Campaign finance reform was a significant issue in the 2000 Presidential campaign, and Republican candidate George W. Bush said that he would support the bill if it were amended to regulate traditionally pro-Democratic sources (labor and government unions) as well as traditionally pro-Republican sources (businesses). The 2000 election campaign had seen an unprecedented growth in soft money, with the combined total for Democrats and Republicans rising from $519 million in 1996 to $629 million in 2000. The scandal enveloping Enron, a company which had been a major soft money donor, also helped build support for the bill.[citation needed] Bush signed the bill on 27 March. In an official statement, he said "I believe that this legislation, although far from perfect, will improve the current financing system for Federal campaigns".
[edit] Legal disputes
- See also: Campaign finance reform
Provisions of the legislation were challenged as unconstitutional by a group of plaintiffs led by then-Senate Majority Whip Mitch McConnell, a long-time opponent of the bill. In December 2003, the Supreme Court upheld most of the legislation in McConnell v.

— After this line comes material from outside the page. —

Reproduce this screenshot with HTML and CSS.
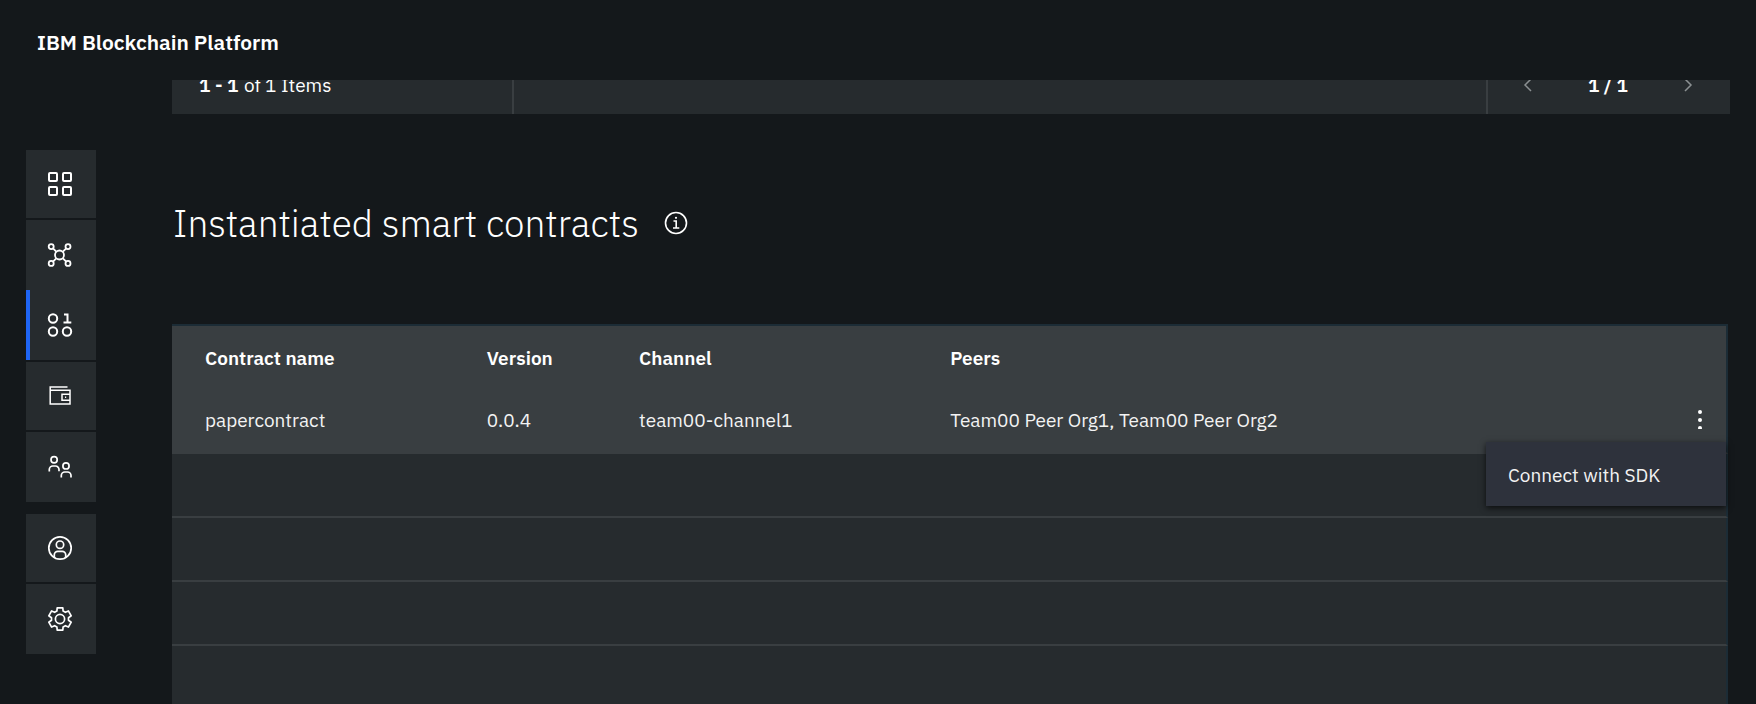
FILE: index.html
```html
<!DOCTYPE html>
<html lang="en">
<head>
<meta charset="utf-8">
<title>IBM Blockchain Platform</title>
<link rel="stylesheet" href="styles.css">
</head>
<body>
<header class="topbar"><span class="brand">IBM Blockchain Platform</span></header>
<div class="shell">
  <nav class="sidenav" aria-label="Main">
    <a class="nav-item divided" href="#" aria-label="Nodes">
      <svg class="icon" viewBox="1 0 32 32" stroke-width="2"><rect x="5" y="5" width="8" height="8" rx="1"/><rect x="19" y="5" width="8" height="8" rx="1"/><rect x="5" y="19" width="8" height="8" rx="1"/><rect x="19" y="19" width="8" height="8" rx="1"/></svg>
    </a>
    <a class="nav-item" href="#" aria-label="Channels">
      <svg class="icon" viewBox="1 0 32 32" stroke-width="1.800"><circle cx="15.500" cy="16" r="4.500"/><circle cx="7.200" cy="7.600" r="2.500"/><circle cx="24" cy="7.600" r="2.500"/><circle cx="7.200" cy="24.400" r="2.500"/><circle cx="24" cy="24.400" r="2.500"/><path d="M9 9.400l3.300 3.300M22.200 9.400l-3.300 3.300M9 22.600l3.300-3.300M22.200 22.600l-3.300-3.300"/></svg>
    </a>
    <a class="nav-item divided active" href="#" aria-label="Smart contracts" aria-current="page">
      <svg class="icon" viewBox="1 0 32 32" stroke-width="2"><circle cx="9" cy="9.500" r="4.200"/><circle cx="9" cy="22.500" r="4.200"/><circle cx="23" cy="22.500" r="4.200"/><path d="M20 5.500h3.500V14M19.500 13.500h7.800"/></svg>
    </a>
    <a class="nav-item divided" href="#" aria-label="Wallet">
      <svg class="icon" viewBox="1 0 32 32" stroke-width="1.500"><path d="M23.500 6.900H6.200V24H26V10.300H6.200M26 14.200h-8v6h8"/><path d="M21 17.200h1.200"/></svg>
    </a>
    <a class="nav-item" href="#" aria-label="Organizations">
      <svg class="icon" viewBox="1 0 32 32" stroke-width="1.700"><circle cx="10.100" cy="8.800" r="3.100"/><path d="M5.300 20.500v-2a3.500 3.500 0 0 1 3.500-3.500h2.700a3.500 3.500 0 0 1 3.500 3.500v1.700"/><circle cx="22" cy="14.900" r="3.100"/><path d="M17.300 26.500v-2a3.500 3.500 0 0 1 3.500-3.500h2.700a3.500 3.500 0 0 1 3.500 3.500v2"/></svg>
    </a>
    <a class="nav-item divided group" href="#" aria-label="Users">
      <svg class="icon" viewBox="1 0 32 32" stroke-width="1.700"><circle cx="16" cy="16" r="11.200"/><circle cx="16" cy="12.700" r="3.700"/><path d="M10.300 25.500v-2.700a3.500 3.500 0 0 1 3.500-3.500h4.400a3.500 3.500 0 0 1 3.500 3.500v2.700"/></svg>
    </a>
    <a class="nav-item" href="#" aria-label="Settings">
      <svg class="icon" viewBox="1 0 32 32" stroke-width="1.700" stroke-linejoin="round"><circle cx="16" cy="16" r="4.600"/><path d="M13.200 4.800h5.600l.3 3.200 2.300 1.300 3-1.400 2.800 4.900-2.700 1.900v2.600l2.700 1.900-2.800 4.900-3-1.400-2.300 1.300-.3 3.200h-5.600l-.3-3.200-2.300-1.300-3 1.400-2.800-4.900 2.700-1.900v-2.600l-2.700-1.900 2.800-4.900 3 1.400 2.300-1.300z"/></svg>
    </a>
  </nav>
  <main class="content">
    <div class="pagination">
      <p class="range"><strong>1 - 1</strong> of 1 Items</p>
      <div class="pager">
        <button class="page-btn" type="button" aria-label="Previous page"><svg width="10" height="16" viewBox="0 0 10 16"><path d="M8 2 2 8l6 6"/></svg></button>
        <strong>1 / 1</strong>
        <button class="page-btn" type="button" aria-label="Next page"><svg width="10" height="16" viewBox="0 0 10 16"><path d="m2 2 6 6-6 6"/></svg></button>
      </div>
    </div>
    <div class="section-head">
      <h1>Instantiated smart contracts</h1>
      <button class="info" type="button" aria-label="More information"><svg width="24" height="24" viewBox="0 0 24 24"><circle cx="12" cy="12" r="10.500"/><path d="M9.500 10h2.700v7M9 17h6.300"/><circle class="dot" cx="12" cy="6.800" r="1.100"/></svg></button>
    </div>
    <table class="contracts">
      <colgroup><col class="c-name"><col class="c-version"><col class="c-channel"><col><col class="c-menu"></colgroup>
      <thead><tr><th>Contract name</th><th>Version</th><th>Channel</th><th>Peers</th><th></th></tr></thead>
      <tbody>
        <tr class="open">
          <td>papercontract</td><td>0.0.4</td><td>team00-channel1</td><td>Team00 Peer Org1, Team00 Peer Org2</td>
          <td class="menu-cell">
            <button class="kebab" type="button" aria-label="Actions" aria-expanded="true"><svg width="4" height="19" viewBox="0 0 4 19"><circle cx="2" cy="2" r="2"/><circle cx="2" cy="10" r="2"/><circle cx="2" cy="18" r="2"/></svg></button>
            <div class="menu"><button class="menu-item" type="button">Connect with SDK</button></div>
          </td>
        </tr>
        <tr><td colspan="5"></td></tr>
        <tr><td colspan="5"></td></tr>
        <tr><td colspan="5"></td></tr>
        <tr><td colspan="5"></td></tr>
      </tbody>
    </table>
  </main>
</div>
</body>
</html>
```
FILE: styles.css
```css
* { box-sizing: border-box; }
body {
  margin: 0;
  height: 100vh;
  display: flex;
  flex-direction: column;
  overflow: hidden;
  background: #14181b;
  color: #fff;
  font: 19px/24px "IBM Plex Sans", Roboto, sans-serif;
}
button { border: 0; padding: 0; background: none; color: inherit; font: inherit; }
p, h1 { margin: 0; }
svg { display: block; fill: none; stroke: #fff; }

.topbar { flex: none; height: 80px; padding: 0 37px; display: flex; align-items: center; }
.brand { font-size: 21px; line-height: 28px; font-weight: 600; padding-top: 4px; }

.shell { flex: 1; min-height: 0; display: flex; }

.sidenav { flex: none; width: 172px; padding: 70px 0 0 26px; }
.nav-item {
  display: flex;
  align-items: center;
  justify-content: center;
  width: 70px;
  height: 70px;
  background: #262b2e;
}
.nav-item.divided { height: 68px; margin-bottom: 2px; }
.nav-item.active { height: 70px; box-shadow: inset 4px 0 #1f65f5; }
.nav-item.group { margin-top: 12px; }
.icon { width: 32px; height: 32px; }

.content { flex: 1; min-width: 0; overflow: hidden; padding-right: 28px; }

.pagination {
  display: flex;
  height: 58px;
  margin: -24px -2px 0 0;
  background: #262b2e;
}
.range {
  width: 342px;
  padding: 17px 27px;
  border-right: 2px solid #393e41;
}
.range strong { margin-right: 1px; }
.pager {
  width: 244px;
  margin-left: auto;
  padding: 0 37px 0 35px;
  display: flex;
  align-items: center;
  justify-content: space-between;
  border-left: 2px solid #393e41;
}
.page-btn svg { stroke: #8b9092; stroke-width: 1.5; }
strong { font-weight: 600; }

.section-head { display: flex; align-items: center; gap: 25px; padding: 84px 0 76px 1px; }
h1 { font-size: 37px; line-height: 50px; font-weight: 300; }
.info svg { stroke-width: 1.6; }
.info .dot { fill: #fff; stroke: none; }

.contracts {
  width: 100%;
  table-layout: fixed;
  border-spacing: 0;
  border-top: 2px solid #1c2c36;
}
.c-name { width: 18.1%; }
.c-version { width: 9.8%; }
.c-channel { width: 20%; }
.c-menu { width: 90px; }
th, td { padding: 0 0 0 33px; text-align: left; white-space: nowrap; }
th { height: 62px; padding-top: 2px; background: #393e41; font-weight: 600; }
td { height: 64px; background: #262b2e; border-bottom: 2px solid #393e41; }
th:last-child, td:last-child { border-right: 2px solid #1c2c36; }
.open td { height: 66px; background: #393e41; color: #f3f3f3; }

.menu-cell { position: relative; }
.open .menu-cell { padding-bottom: 2px; }
.kebab { display: block; margin: 0 24px 0 auto; }
.kebab svg { fill: #fff; stroke: none; }
.menu {
  position: absolute;
  z-index: 1;
  top: 54px;
  right: 0;
  width: 240px;
  background: #2e323c;
  box-shadow: 0 2px 6px rgba(0, 0, 0, 0.7);
}
.menu-item { display: block; width: 100%; padding: 21px 22px 19px; text-align: left; }
```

FEC.
Subsequently, Republicans and "watchdog" organizations have filed complaints with the FEC concerning the raising and spending of soft money by so-called "527 organizations" — organizations claiming tax-exemption as "political organizations" under Section 527 of the Internal Revenue Code ( ), but refusing to register as "political committees" subject to campaign finance law contribution limits, source prohibitions and disclosure requirements. These organizations have been established on both sides of the political aisle, for example, Media Fund and the Swift Boat Veterans for Truth. 527s are financed in large part by wealthy individuals, labor unions, and businesses[citation needed]. In May 2004, the FEC voted to not write new rules clarifying the application of federal campaign finance laws to 527 organizations, thus leaving unsettled the legality of the organizations' activities in connection with federal elections. Although the FEC did promulgate a new rule in the fall of 2004 requiring some 527s participating in federal campaigns to use at least 50% "hard money" (contributions regulated by the Federal Election Campaign Act) to pay their expenses, the FEC left unanswered the fundamental question of when a 527 organization must register as a federal "political committee"-prompting Representatives Shays and Meehan to file a federal court lawsuit against the FEC for the Commission's failure to adopt a 527 rule. In September, 2007, a Federal District Court ruled in favor of the FEC, against Congressmen Shays and Meehan.
In December 2006, however, the FEC did enter settlements with three 527 groups the Commission found to have violated federal law by failing to register as "political committees" and abide by contribution limits, source prohibitions and disclosure requirements during the 2004 election cycle. Swift Boat Veterans for Truth was fined $299,500; the League of Conservation Voters was fined $180,000; MoveOn.org was fined $150,000. Then, in February 2007, the 527 organization Progress for America Voter Fund was likewise fined $750,000 for its failure to abide by federal campaign finance laws during the 2004 election cycle.
In June of 2007 the U.S. Supreme Court held, in Federal Election Commission v. Wisconsin Right to Life, Inc., that BCRA's limitations on corporate and labor union funding of broadcast ads mentioning a candidate within 30 days of a primary or caucus or 60 days of a general election are unconstitutional as applied to ads susceptible of a reasonable interpretation other than as an appeal to vote for or against a specific candidate. Some election law experts believe the new exception will render BCRA's "electioneering communication" provisions meaningless, while others believe the new exception is quite narrow. The Federal Election Commission's interpretation and application of the new exception during the 2008 election cycle will determine the true scope and impact of the Court's decision.
[edit] Impact
The impact of BCRA first started being felt nationally with the 2004 elections. One immediately recognizable impact was that, as a result of the so-called "stand by your ad" provision, all campaign advertisements included a verbal statement to the effect of "I'm [insert candidate's name] and I approved this message."